The solution I went with is to group the previous payload again, but this time on the notification event itself, so we send emails to recipients that share the same event subscriptions. This ends up looking like this:
emails_to_send = [
{ [{ event_type = "Task Failed", timestamp = 11231231 }, { event_type = "Task Succeeded", timestamp = 1234211222 }], recipients = ["bob@acme.com"] },
{ [{ event_type = "Task Failed", timestamp = 11231231 }, { event_type = "Task Failed", timestamp = 112313125 }], recipients = ["sarah@acme.com", "john@acme.com] },
]
Optimisations
At this stage, the system works fine, but we can make some small tweaks to make things better.
The first one is the oldest trick in the book: caching. We cache the ID and key of the batches that we open, and set it to be evicted when the batch window closes. This way we hit the database less as we check for open batches. If a batch exists in the cache, we just use it.

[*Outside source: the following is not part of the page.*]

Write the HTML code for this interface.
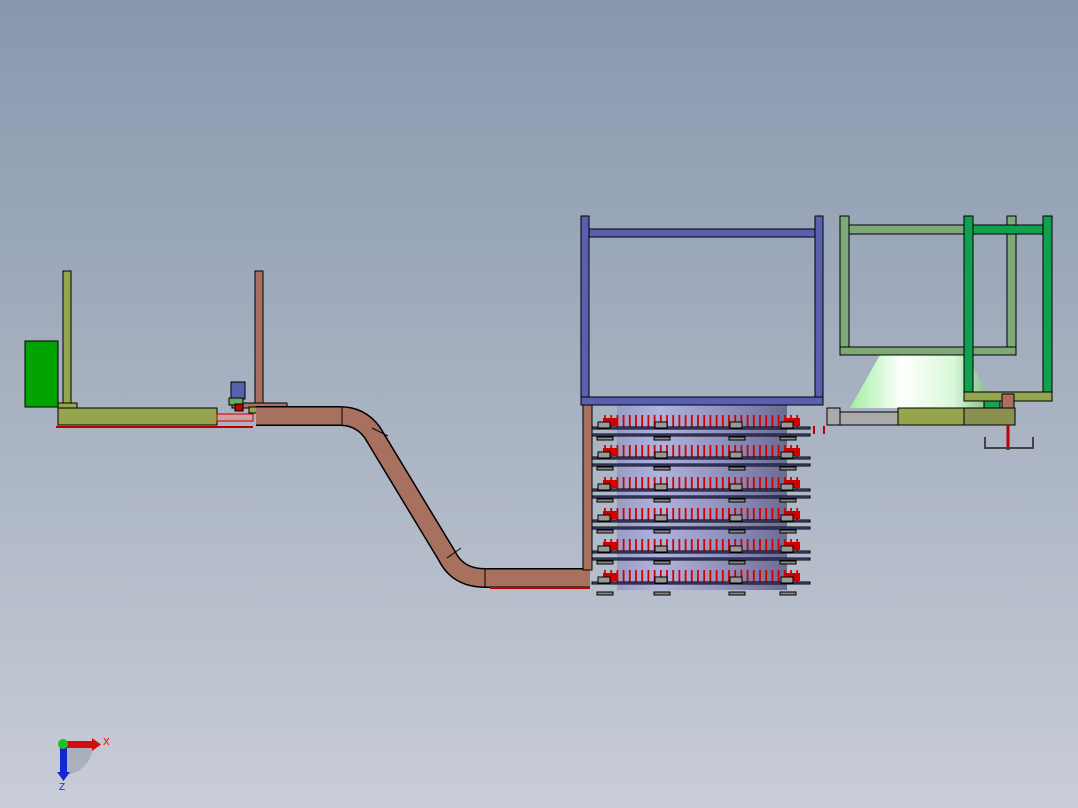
<!DOCTYPE html>
<html><head><meta charset="utf-8"><style>
html,body{margin:0;padding:0;width:1078px;height:808px;overflow:hidden}
body{background:linear-gradient(#8798ae 0%,#a4afbf 45%,#c9cdd7 100%)}
svg{position:absolute;left:0;top:0}
</style></head><body>
<svg id="s" width="1078" height="808" viewBox="0 0 1078 808" stroke="#000" stroke-width="1">
<defs>
<linearGradient id="cyl" x1="0" x2="1"><stop offset="0" stop-color="#9a9cc8"/><stop offset="0.25" stop-color="#b0b3de"/><stop offset="0.75" stop-color="#8585b0"/><stop offset="1" stop-color="#6a6a92"/></linearGradient>
<linearGradient id="cone" x1="0" x2="1"><stop offset="0" stop-color="#a0f0a0"/><stop offset="0.35" stop-color="#ffffff"/><stop offset="0.7" stop-color="#d8f8d8"/><stop offset="1" stop-color="#70a878"/></linearGradient>
</defs>
<!-- left -->
<rect x="25" y="341" width="33" height="66" fill="#00a300"/>
<rect x="63" y="271" width="8" height="133" fill="#94a54e"/>
<rect x="58" y="403" width="19" height="5" fill="#94a54e"/>
<line x1="56" y1="427" x2="253" y2="427" stroke="#c00000" stroke-width="2"/>
<rect x="58" y="408" width="159" height="17" fill="#94a54e"/>
<rect x="217" y="414" width="36" height="7" fill="#d0a0a0" stroke="#c00000"/>
<rect x="255" y="271" width="8" height="133" fill="#a8705e"/>
<rect x="232" y="403" width="55" height="5" fill="#a8705e"/>
<rect x="231" y="382" width="14" height="17" fill="#5a5fb0"/>
<rect x="229" y="398" width="14" height="7" fill="#60b060"/>
<rect x="235" y="404" width="8" height="7" fill="#c00000"/>
<rect x="249" y="407" width="9" height="6" fill="#94a54e"/>
<!-- conveyor -->
<path d="M256 416 L340 416 Q360 416 372 432 L447 556 Q458 578 485 578 L590 578" fill="none" stroke="#000" stroke-width="20"/>
<path d="M256 416 L340 416 Q360 416 372 432 L447 556 Q458 578 485 578 L590 578" fill="none" stroke="#a8705e" stroke-width="17"/>
<line x1="342" y1="407" x2="342" y2="425"/><line x1="372" y1="428" x2="388" y2="436"/><line x1="447" y1="558" x2="461" y2="548"/><line x1="485" y1="569" x2="485" y2="587"/>
<line x1="490" y1="588" x2="590" y2="588" stroke="#c00000" stroke-width="2"/>
<!-- cylinder -->
<rect x="617" y="405" width="170" height="185" fill="url(#cyl)" stroke="none"/>
<rect x="583" y="405" width="9" height="165" fill="#a8705e"/>
<g id="rails"></g>
<!-- blue frame -->
<rect x="581" y="216" width="8" height="181" fill="#5a5fb0"/>
<rect x="815" y="216" width="8" height="181" fill="#5a5fb0"/>
<rect x="589" y="229" width="226" height="8" fill="#5a5fb0"/>
<rect x="581" y="397" width="242" height="8" fill="#5a5fb0"/>
<!-- right -->
<path d="M880 355 L965 355 L998 408 L850 408 Z" fill="url(#cone)" stroke="none"/>
<rect x="840" y="216" width="9" height="131" fill="#7ea878"/>
<rect x="1007" y="216" width="9" height="131" fill="#7ea878"/>
<rect x="849" y="225" width="158" height="9" fill="#7ea878"/>
<rect x="840" y="347" width="176" height="8" fill="#7ea878"/>
<rect x="827" y="408" width="13" height="17" fill="#aaa"/>
<rect x="840" y="412" width="58" height="13" fill="#aaa"/>
<rect x="898" y="408" width="66" height="17" fill="#94a54e"/>
<rect x="964" y="408" width="51" height="17" fill="#8a9050"/>
<rect x="984" y="401" width="16" height="7" fill="#10a850"/>
<rect x="964" y="216" width="9" height="176" fill="#10a050"/>
<rect x="1043" y="216" width="9" height="176" fill="#10a050"/>
<rect x="973" y="225" width="70" height="9" fill="#10a050"/>
<rect x="964" y="392" width="88" height="9" fill="#94a54e"/>
<rect x="1002" y="394" width="12" height="14" fill="#a8705e"/>
<line x1="1008" y1="425" x2="1008" y2="450" stroke="#c00000" stroke-width="3"/>
<path d="M985 437 V448 H1033 V437" fill="none" stroke="#444" stroke-width="2"/>
<line x1="814" y1="426" x2="814" y2="434" stroke="#c00000" stroke-width="2"/><line x1="824" y1="426" x2="824" y2="434" stroke="#c00000" stroke-width="2"/>
<!-- triad -->
<path d="M63 745 L63 775 A30 30 0 0 0 93 745 Z" fill="#9aa0aa" stroke="none" opacity="0.6"/>
<rect x="63" y="741" width="30" height="7" fill="#d01010" stroke="none"/><path d="M92 738 L101 744.5 L92 751 Z" fill="#d01010" stroke="none"/>
<rect x="60" y="745" width="7" height="28" fill="#1028d0" stroke="none"/><path d="M57 772 L63.5 781 L70 772 Z" fill="#1028d0" stroke="none"/>
<circle cx="63" cy="744" r="5" fill="#20c020" stroke="none"/>
<text x="103" y="745" font-family="Liberation Sans,sans-serif" font-size="10" fill="#e00000" stroke="none">X</text>
<text x="59" y="790" font-family="Liberation Sans,sans-serif" font-size="10" fill="#1028d0" stroke="none">Z</text>
</svg>
<script>
var g=document.getElementById('rails'),h='';
var ys=[425,455,487,518,549,580];
ys.forEach(function(y){
 for(var x=605;x<800;x+=6.2){h+='<line x1="'+x.toFixed(1)+'" y1="'+(y-10)+'" x2="'+x.toFixed(1)+'" y2="'+(y+2)+'" stroke="#d00000" stroke-width="1.8"/>';}
 h+='<rect x="603" y="'+(y-7)+'" width="15" height="8" fill="#d00000" stroke="none"/><rect x="785" y="'+(y-7)+'" width="15" height="8" fill="#d00000" stroke="none"/>';
 h+='<rect x="592" y="'+(y+2)+'" width="218" height="2" fill="#5a5fb0"/>';
 if(y<580)h+='<rect x="592" y="'+(y+9)+'" width="218" height="2" fill="#5a5fb0"/>';
 [598,655,730,781].forEach(function(b){h+='<rect x="'+b+'" y="'+(y-3)+'" width="12" height="6" fill="#999" /><rect x="'+(b-1)+'" y="'+(y+12)+'" width="16" height="3" fill="#888"/>';});
});
g.innerHTML=h;
</script>
</body></html>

The second one is more interesting. Let's say a batch window has just closed, but we get five more notifications coming through with the same batch key, so now we have to open a new batch, close it in five minutes, and send emails again. This is ok, but in such situtations we can infer that clearly there are a lot of notifications coming in for whatever reason. Thus, we can extend the batch window by a fixed amount of time if we get a notification event around the time when a batch is about to close. Need to be careful here though, there is probably a storage limit (and also a UX factor) on how many things we can actually sent through in one email, so we should put a cap on the number of notifications that can realistically exist in a single email.